Supplied material →
════

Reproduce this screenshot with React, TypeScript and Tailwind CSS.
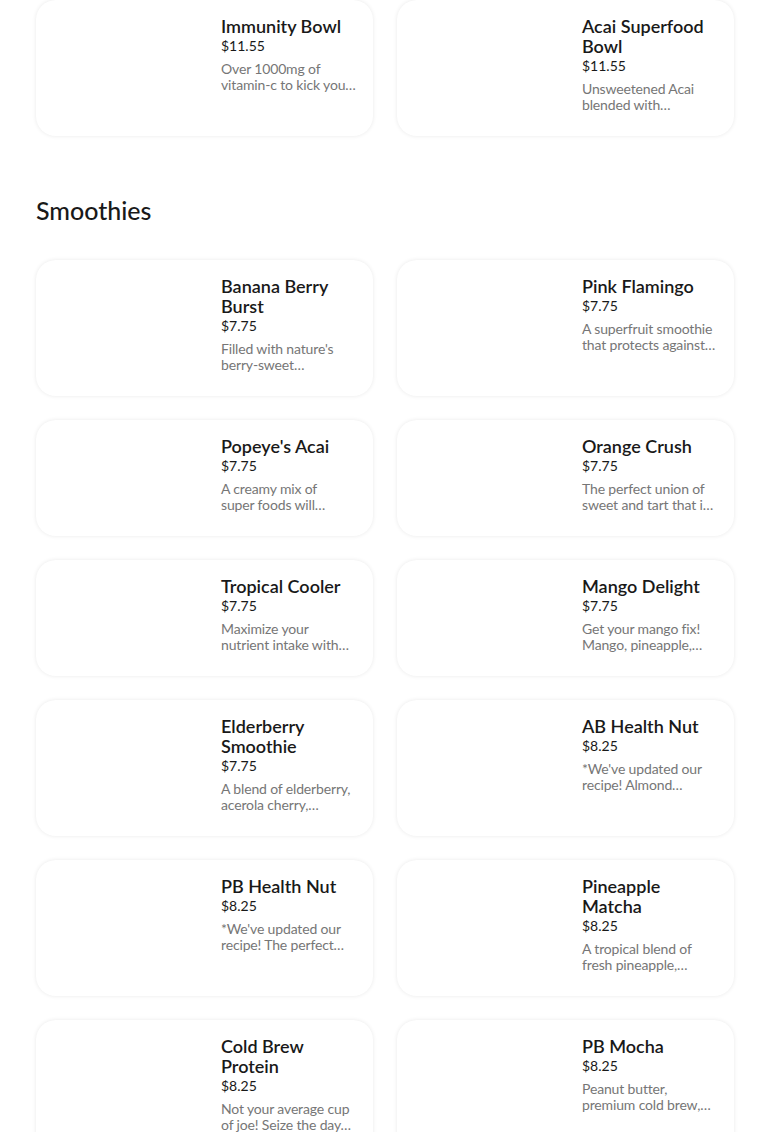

════

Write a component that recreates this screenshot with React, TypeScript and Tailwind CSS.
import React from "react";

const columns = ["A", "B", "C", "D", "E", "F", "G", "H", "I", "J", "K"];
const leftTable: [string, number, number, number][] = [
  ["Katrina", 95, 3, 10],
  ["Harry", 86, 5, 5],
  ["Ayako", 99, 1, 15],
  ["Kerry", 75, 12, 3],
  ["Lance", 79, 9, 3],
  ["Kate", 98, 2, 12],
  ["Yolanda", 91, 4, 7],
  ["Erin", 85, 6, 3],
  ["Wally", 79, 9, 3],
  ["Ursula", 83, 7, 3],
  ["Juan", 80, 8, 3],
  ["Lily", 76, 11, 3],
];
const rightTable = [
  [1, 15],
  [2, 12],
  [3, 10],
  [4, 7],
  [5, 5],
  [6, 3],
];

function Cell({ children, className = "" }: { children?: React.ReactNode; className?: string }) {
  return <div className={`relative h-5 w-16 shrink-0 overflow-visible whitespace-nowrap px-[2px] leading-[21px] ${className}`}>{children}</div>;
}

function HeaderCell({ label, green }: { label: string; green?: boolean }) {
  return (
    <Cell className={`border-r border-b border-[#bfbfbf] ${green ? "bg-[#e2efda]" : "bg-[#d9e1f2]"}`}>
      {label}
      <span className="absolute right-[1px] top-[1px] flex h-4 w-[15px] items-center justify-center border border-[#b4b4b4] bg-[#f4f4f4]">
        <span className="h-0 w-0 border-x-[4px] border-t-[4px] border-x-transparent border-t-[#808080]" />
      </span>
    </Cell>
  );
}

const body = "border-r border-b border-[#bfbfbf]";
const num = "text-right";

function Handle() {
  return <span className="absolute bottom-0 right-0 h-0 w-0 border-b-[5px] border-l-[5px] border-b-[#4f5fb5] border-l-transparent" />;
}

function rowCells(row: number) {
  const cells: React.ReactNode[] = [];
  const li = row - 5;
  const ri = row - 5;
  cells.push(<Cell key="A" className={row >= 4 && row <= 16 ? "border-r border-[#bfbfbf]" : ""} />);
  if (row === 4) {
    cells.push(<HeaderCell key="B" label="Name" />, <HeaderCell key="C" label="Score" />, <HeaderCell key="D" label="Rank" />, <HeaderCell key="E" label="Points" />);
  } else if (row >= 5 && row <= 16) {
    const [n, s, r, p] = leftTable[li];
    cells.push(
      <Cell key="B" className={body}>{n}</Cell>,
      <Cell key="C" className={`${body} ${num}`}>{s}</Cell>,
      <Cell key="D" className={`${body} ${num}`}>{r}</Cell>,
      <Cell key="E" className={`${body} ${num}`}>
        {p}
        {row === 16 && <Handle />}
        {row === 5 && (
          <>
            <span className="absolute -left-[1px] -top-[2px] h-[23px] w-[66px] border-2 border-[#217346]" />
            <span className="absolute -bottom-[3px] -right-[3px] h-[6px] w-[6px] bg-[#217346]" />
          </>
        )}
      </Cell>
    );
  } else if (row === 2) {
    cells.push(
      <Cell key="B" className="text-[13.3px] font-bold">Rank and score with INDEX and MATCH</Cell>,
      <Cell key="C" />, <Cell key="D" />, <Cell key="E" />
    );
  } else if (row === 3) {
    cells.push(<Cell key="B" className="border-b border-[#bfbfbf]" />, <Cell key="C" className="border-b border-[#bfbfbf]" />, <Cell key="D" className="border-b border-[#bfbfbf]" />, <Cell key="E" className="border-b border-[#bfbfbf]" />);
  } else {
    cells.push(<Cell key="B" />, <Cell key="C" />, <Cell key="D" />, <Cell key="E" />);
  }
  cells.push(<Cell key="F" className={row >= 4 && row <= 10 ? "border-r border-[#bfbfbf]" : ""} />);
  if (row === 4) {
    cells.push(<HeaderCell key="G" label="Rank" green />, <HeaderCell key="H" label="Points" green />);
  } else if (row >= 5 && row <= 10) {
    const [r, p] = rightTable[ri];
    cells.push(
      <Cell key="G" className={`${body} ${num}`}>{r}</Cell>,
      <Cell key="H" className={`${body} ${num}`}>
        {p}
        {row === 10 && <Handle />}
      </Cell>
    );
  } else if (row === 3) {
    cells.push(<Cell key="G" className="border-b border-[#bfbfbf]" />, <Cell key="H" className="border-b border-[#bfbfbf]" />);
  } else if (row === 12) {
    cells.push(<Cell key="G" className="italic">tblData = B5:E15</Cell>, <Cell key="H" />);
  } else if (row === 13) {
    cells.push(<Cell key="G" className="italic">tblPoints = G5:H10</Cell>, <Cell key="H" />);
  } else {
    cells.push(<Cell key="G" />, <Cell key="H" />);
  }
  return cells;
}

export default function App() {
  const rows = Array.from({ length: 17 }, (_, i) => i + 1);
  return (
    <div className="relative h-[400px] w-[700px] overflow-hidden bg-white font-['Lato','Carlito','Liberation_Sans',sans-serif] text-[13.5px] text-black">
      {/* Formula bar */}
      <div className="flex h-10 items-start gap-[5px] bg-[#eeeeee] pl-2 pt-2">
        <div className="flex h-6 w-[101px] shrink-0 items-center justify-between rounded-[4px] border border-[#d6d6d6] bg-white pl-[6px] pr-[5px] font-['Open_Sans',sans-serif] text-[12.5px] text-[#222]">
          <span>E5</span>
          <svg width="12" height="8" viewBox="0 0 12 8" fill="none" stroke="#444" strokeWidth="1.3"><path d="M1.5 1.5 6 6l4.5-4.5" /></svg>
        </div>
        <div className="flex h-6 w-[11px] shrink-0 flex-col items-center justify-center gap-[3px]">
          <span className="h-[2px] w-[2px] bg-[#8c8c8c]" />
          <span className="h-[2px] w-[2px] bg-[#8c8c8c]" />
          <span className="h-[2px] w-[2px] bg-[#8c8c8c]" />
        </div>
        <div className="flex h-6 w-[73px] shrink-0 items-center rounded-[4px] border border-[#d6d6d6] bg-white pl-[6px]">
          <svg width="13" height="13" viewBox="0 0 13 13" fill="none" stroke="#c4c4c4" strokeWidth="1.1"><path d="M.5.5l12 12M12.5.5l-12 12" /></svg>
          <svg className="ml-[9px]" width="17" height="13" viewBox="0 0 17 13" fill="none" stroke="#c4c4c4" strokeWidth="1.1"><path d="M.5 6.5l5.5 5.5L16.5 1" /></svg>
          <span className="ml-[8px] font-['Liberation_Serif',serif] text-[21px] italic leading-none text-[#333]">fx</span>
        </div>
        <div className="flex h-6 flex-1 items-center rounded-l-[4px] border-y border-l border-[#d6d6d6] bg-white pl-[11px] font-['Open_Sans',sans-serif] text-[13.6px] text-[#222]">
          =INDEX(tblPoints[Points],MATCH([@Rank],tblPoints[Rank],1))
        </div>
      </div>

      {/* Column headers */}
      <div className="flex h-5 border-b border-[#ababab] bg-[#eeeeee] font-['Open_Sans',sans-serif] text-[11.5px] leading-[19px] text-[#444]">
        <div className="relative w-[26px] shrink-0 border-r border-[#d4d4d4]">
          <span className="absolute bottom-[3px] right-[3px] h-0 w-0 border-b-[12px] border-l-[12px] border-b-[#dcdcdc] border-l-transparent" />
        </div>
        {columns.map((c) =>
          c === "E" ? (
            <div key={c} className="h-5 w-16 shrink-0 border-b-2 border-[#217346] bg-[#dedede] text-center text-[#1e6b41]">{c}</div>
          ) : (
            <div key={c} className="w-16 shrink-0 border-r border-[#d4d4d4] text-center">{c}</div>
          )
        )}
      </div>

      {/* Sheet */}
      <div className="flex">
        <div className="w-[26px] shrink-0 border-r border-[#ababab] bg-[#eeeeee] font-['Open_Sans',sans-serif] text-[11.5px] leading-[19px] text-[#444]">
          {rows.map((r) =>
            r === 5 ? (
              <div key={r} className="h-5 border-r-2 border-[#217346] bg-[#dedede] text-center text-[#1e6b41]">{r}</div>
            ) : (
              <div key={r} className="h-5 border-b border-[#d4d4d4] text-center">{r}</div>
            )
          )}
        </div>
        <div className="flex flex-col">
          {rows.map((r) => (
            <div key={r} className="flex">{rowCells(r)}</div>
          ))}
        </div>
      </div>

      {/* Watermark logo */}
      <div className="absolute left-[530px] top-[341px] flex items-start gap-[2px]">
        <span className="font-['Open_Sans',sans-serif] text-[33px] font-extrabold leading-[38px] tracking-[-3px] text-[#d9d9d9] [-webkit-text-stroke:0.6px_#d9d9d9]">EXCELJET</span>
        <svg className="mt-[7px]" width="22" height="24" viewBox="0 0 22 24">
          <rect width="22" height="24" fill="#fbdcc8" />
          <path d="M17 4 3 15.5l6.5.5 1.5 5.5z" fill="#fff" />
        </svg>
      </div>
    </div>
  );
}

════

Work to do →
Pick each line holding the word "this" out of the data and copy it.

Task answer →
Reproduce this screenshot with React, TypeScript and Tailwind CSS.
Write a component that recreates this screenshot with React, TypeScript and Tailwind CSS.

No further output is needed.